« Sinfonia » ou la noirceur du confinement, le dernier ballet de Thierry Malandain

Saint-Sébastien (Espagne) – D’un côté, un quatuor de puissants qui délimite le périmètre. De l’autre, une quinzaine de danseurs à l’étroit. Sinfonia, le dernier ballet de Thierry Malandain, directeur du Centre chorégraphique national de Biarritz, présenté samedi à Saint-Sébastien en Espagne, raconte la noirceur du confinement et les corps corsetés.
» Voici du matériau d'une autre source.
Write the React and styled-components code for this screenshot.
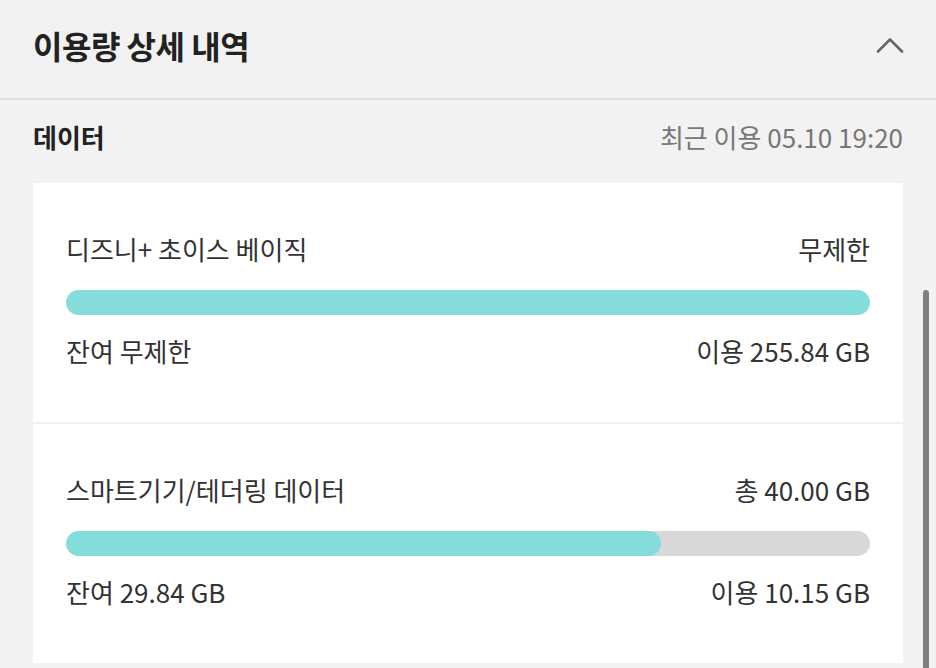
import React from 'react';
import styled, { createGlobalStyle } from 'styled-components';

const GlobalStyle = createGlobalStyle`
  html, body {
    margin: 0;
    padding: 0;
    background: #f2f2f2;
    overflow: hidden;
  }
  body {
    font-family: "Noto Sans CJK KR", "Noto Sans", sans-serif;
    color: #333;
  }
`;

const usage = [
  {
    name: '디즈니+ 초이스 베이직',
    total: '무제한',
    remain: '잔여 무제한',
    used: '이용 255.84 GB',
    ratio: 1,
  },
  {
    name: '스마트기기/테더링 데이터',
    total: '총 40.00 GB',
    remain: '잔여 29.84 GB',
    used: '이용 10.15 GB',
    ratio: 0.74,
  },
];

function ChevronUp() {
  return (
    <svg width="28" height="16" viewBox="0 0 28 16" fill="none">
      <path
        d="M2 14.5 L14 2.5 L26 14.5"
        stroke="#666"
        strokeWidth="2.6"
        strokeLinecap="round"
        strokeLinejoin="round"
      />
    </svg>
  );
}

function UsageItem({ item }) {
  return (
    <Section>
      <Row>
        <span>{item.name}</span>
        <span>{item.total}</span>
      </Row>
      <Track>
        <Fill style={{ width: `${item.ratio * 100}%` }} />
      </Track>
      <Row>
        <span>{item.remain}</span>
        <span>{item.used}</span>
      </Row>
    </Section>
  );
}

export default function App() {
  return (
    <Page>
      <GlobalStyle />
      <Header>
        <Title>이용량 상세 내역</Title>
        <Toggle type="button" aria-label="접기">
          <ChevronUp />
        </Toggle>
      </Header>
      <Content>
        <SubHeader>
          <SubTitle>데이터</SubTitle>
          <LastUsed>최근 이용 05.10 19:20</LastUsed>
        </SubHeader>
        <Card>
          {usage.map((item) => (
            <UsageItem key={item.name} item={item} />
          ))}
        </Card>
      </Content>
      <ScrollThumb />
    </Page>
  );
}

const Page = styled.div`
  position: relative;
  width: 936px;
  height: 668px;
  overflow: hidden;
  background: #f2f2f2;
`;

const Header = styled.div`
  display: flex;
  align-items: center;
  justify-content: space-between;
  height: 100px;
  padding: 0 33px 8px;
  box-sizing: border-box;
  border-bottom: 2px solid #dedede;
`;

const Title = styled.h2`
  margin: 0;
  font-size: 32px;
  font-weight: 700;
  color: #222;
  letter-spacing: -0.5px;
`;

const Toggle = styled.button`
  display: flex;
  padding: 0;
  border: 0;
  background: transparent;
  margin-right: -1px;
`;

const Content = styled.div`
  padding: 0 33px;
`;

const SubHeader = styled.div`
  display: flex;
  align-items: center;
  justify-content: space-between;
  height: 83px;
  padding-bottom: 11px;
  box-sizing: border-box;
`;

const SubTitle = styled.h3`
  margin: 0;
  font-size: 26px;
  font-weight: 700;
  color: #222;
`;

const LastUsed = styled.span`
  font-size: 26px;
  color: #777;
`;

const Card = styled.div`
  background: #fff;
  display: flex;
  flex-direction: column;
`;

const Section = styled.div`
  display: flex;
  flex-direction: column;
  padding: 49px 33px 54px;
  & + & {
    border-top: 2px solid #f0f0f0;
  }
`;

const Row = styled.div`
  display: flex;
  justify-content: space-between;
  align-items: center;
  font-size: 26px;
  line-height: 34px;
  color: #333;
`;

const Track = styled.div`
  height: 25px;
  margin: 24px 0 19px;
  border-radius: 13px;
  background: #d8d8d8;
  overflow: hidden;
`;

const Fill = styled.div`
  height: 100%;
  border-radius: 13px;
  background: #84dcdb;
`;

const ScrollThumb = styled.div`
  position: absolute;
  left: 923px;
  top: 290px;
  width: 6px;
  height: 400px;
  border-radius: 3px;
  background: #808080;
`;
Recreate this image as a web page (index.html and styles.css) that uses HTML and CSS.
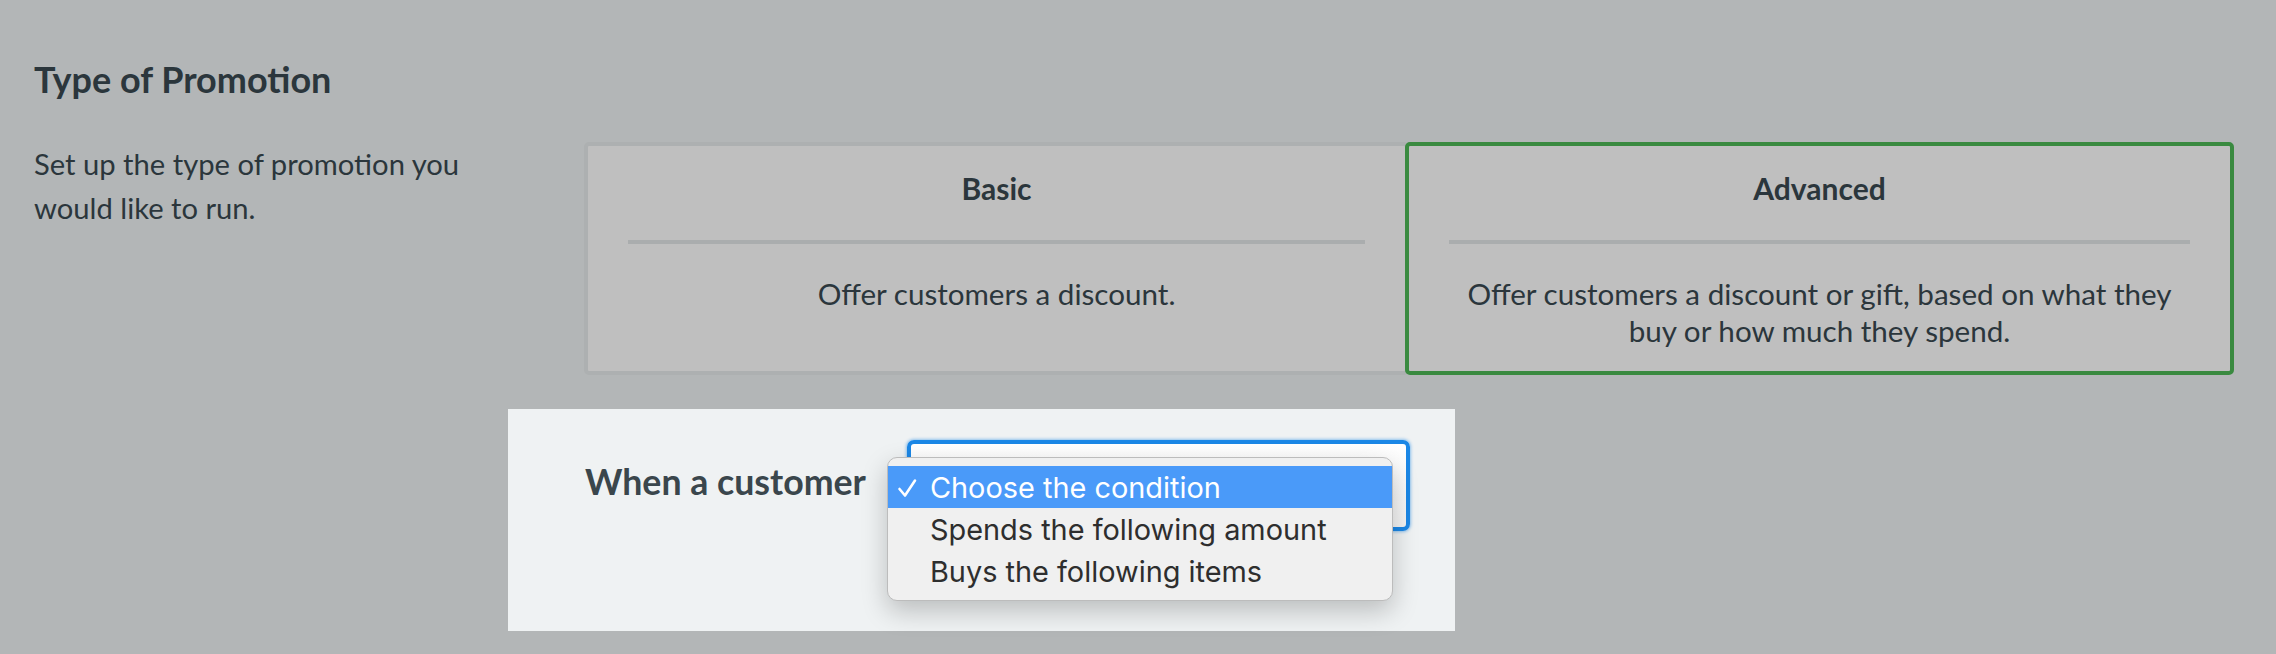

Tout est noir. Noir le sol, noirs les costumes, noir le sujet. Le ballet a été « réglé dans les ténèbres« , explique à l’AFP le chorégraphe qui a créé Sinfonia en octobre 2020 car « il fallait qu’on occupe les danseurs« . 
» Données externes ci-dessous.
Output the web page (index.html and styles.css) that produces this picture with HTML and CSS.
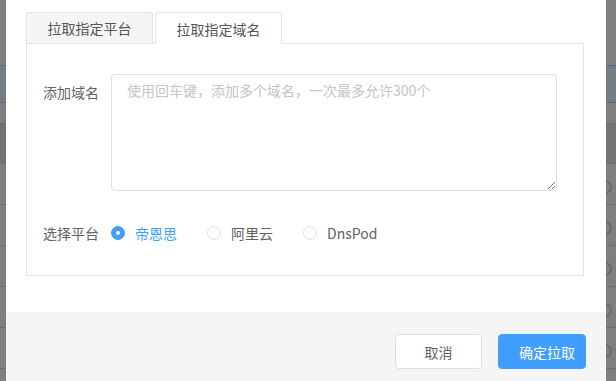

Le ballet de 28 minutes pour 20 danseurs a donc été conçu « en urgence » et sur une partition des années 1960, à l’époque d’une autre pandémie, celle de la grippe de Hong Kong. 

Présenté lors de deux uniques représentations au théâtre espagnol de Victoria Eugenia de Saint-Sébastien, le ballet raconte ce qui n’est malheureusement pas encore un souvenir, le confinement. 

On ne peut pas les rater, ils sont la seule lumière sur scène: les cônes de chantier argentés, outils diaboliques. 

Quatre garçons en costume, « chevaliers de l’apocalypse et allégorie des pouvoirs publics » selon Thierry Malandain, les déplacent au gré de leurs envies pour « décider des espaces dans lesquels évoluent les danseurs« . 

Le reste de la troupe, condamné à piétiner, se recroqueville tantôt en foetus, tantôt se prend la tête. 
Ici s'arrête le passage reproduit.